§ **Task requirements**:
Return the material word for word. Do not include the pictures.

§ **Supplied information**:

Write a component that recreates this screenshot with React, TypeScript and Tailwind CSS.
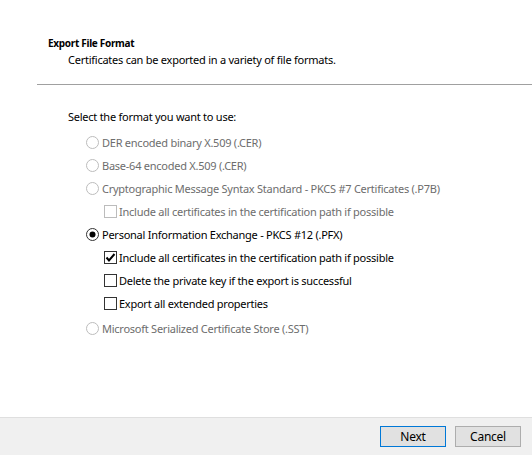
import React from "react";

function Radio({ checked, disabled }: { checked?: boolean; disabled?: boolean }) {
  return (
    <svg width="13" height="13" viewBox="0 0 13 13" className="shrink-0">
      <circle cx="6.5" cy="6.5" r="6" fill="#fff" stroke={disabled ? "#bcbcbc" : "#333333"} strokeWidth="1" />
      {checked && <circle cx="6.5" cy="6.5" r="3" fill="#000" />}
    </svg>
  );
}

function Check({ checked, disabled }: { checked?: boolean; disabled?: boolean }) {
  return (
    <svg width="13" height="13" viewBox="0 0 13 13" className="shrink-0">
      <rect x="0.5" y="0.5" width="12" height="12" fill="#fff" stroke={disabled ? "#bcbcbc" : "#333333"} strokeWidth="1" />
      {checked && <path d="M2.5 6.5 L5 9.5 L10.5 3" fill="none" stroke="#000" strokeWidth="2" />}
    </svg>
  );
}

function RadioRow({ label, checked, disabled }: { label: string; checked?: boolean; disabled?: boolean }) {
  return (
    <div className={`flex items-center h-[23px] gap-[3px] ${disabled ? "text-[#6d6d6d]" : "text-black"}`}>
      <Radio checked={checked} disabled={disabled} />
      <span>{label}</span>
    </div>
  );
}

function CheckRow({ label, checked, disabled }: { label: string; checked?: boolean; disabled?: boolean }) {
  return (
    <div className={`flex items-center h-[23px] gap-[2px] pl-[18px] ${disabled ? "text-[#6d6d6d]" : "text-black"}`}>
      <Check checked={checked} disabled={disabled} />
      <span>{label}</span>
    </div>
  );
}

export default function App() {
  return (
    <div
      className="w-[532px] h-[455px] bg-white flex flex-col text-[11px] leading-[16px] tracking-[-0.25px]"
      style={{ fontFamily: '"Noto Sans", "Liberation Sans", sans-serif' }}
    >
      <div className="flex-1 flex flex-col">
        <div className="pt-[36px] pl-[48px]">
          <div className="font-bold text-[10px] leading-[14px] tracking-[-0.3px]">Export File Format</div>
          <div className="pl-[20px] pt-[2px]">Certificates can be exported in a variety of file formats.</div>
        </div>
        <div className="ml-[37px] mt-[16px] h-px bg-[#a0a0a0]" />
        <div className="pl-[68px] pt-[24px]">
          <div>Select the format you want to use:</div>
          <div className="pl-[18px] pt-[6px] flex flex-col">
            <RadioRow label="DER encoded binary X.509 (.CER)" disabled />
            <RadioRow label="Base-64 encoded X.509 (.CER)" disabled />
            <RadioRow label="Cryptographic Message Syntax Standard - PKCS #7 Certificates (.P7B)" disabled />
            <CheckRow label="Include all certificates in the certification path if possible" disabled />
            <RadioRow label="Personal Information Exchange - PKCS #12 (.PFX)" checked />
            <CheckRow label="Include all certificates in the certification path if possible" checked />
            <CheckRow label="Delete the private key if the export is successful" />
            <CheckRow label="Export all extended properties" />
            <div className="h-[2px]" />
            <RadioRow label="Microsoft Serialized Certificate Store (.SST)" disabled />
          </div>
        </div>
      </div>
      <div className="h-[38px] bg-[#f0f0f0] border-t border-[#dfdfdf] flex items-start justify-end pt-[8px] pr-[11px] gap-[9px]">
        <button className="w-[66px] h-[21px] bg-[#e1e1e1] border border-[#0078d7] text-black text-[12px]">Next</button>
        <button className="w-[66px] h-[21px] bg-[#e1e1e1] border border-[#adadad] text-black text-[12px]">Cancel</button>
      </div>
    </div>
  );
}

§ **Answer to this problem**:
Write a component that recreates this screenshot with React, TypeScript and Tailwind CSS.
import React from "react";

function Radio({ checked, disabled }: { checked?: boolean; disabled?: boolean }) {
  return (
    <svg width="13" height="13" viewBox="0 0 13 13" className="shrink-0">
      <circle cx="6.5" cy="6.5" r="6" fill="#fff" stroke={disabled ? "#bcbcbc" : "#333333"} strokeWidth="1" />
      {checked && <circle cx="6.5" cy="6.5" r="3" fill="#000" />}
    </svg>
  );
}

function Check({ checked, disabled }: { checked?: boolean; disabled?: boolean }) {
  return (
    <svg width="13" height="13" viewBox="0 0 13 13" className="shrink-0">
      <rect x="0.5" y="0.5" width="12" height="12" fill="#fff" stroke={disabled ? "#bcbcbc" : "#333333"} strokeWidth="1" />
      {checked && <path d="M2.5 6.5 L5 9.5 L10.5 3" fill="none" stroke="#000" strokeWidth="2" />}
    </svg>
  );
}

function RadioRow({ label, checked, disabled }: { label: string; checked?: boolean; disabled?: boolean }) {
  return (
    <div className={`flex items-center h-[23px] gap-[3px] ${disabled ? "text-[#6d6d6d]" : "text-black"}`}>
      <Radio checked={checked} disabled={disabled} />
      <span>{label}</span>
    </div>
  );
}

function CheckRow({ label, checked, disabled }: { label: string; checked?: boolean; disabled?: boolean }) {
  return (
    <div className={`flex items-center h-[23px] gap-[2px] pl-[18px] ${disabled ? "text-[#6d6d6d]" : "text-black"}`}>
      <Check checked={checked} disabled={disabled} />
      <span>{label}</span>
    </div>
  );
}

export default function App() {
  return (
    <div
      className="w-[532px] h-[455px] bg-white flex flex-col text-[11px] leading-[16px] tracking-[-0.25px]"
      style={{ fontFamily: '"Noto Sans", "Liberation Sans", sans-serif' }}
    >
      <div className="flex-1 flex flex-col">
        <div className="pt-[36px] pl-[48px]">
          <div className="font-bold text-[10px] leading-[14px] tracking-[-0.3px]">Export File Format</div>
          <div className="pl-[20px] pt-[2px]">Certificates can be exported in a variety of file formats.</div>
        </div>
        <div className="ml-[37px] mt-[16px] h-px bg-[#a0a0a0]" />
        <div className="pl-[68px] pt-[24px]">
          <div>Select the format you want to use:</div>
          <div className="pl-[18px] pt-[6px] flex flex-col">
            <RadioRow label="DER encoded binary X.509 (.CER)" disabled />
            <RadioRow label="Base-64 encoded X.509 (.CER)" disabled />
            <RadioRow label="Cryptographic Message Syntax Standard - PKCS #7 Certificates (.P7B)" disabled />
            <CheckRow label="Include all certificates in the certification path if possible" disabled />
            <RadioRow label="Personal Information Exchange - PKCS #12 (.PFX)" checked />
            <CheckRow label="Include all certificates in the certification path if possible" checked />
            <CheckRow label="Delete the private key if the export is successful" />
            <CheckRow label="Export all extended properties" />
            <div className="h-[2px]" />
            <RadioRow label="Microsoft Serialized Certificate Store (.SST)" disabled />
          </div>
        </div>
      </div>
      <div className="h-[38px] bg-[#f0f0f0] border-t border-[#dfdfdf] flex items-start justify-end pt-[8px] pr-[11px] gap-[9px]">
        <button className="w-[66px] h-[21px] bg-[#e1e1e1] border border-[#0078d7] text-black text-[12px]">Next</button>
        <button className="w-[66px] h-[21px] bg-[#e1e1e1] border border-[#adadad] text-black text-[12px]">Cancel</button>
      </div>
    </div>
  );
}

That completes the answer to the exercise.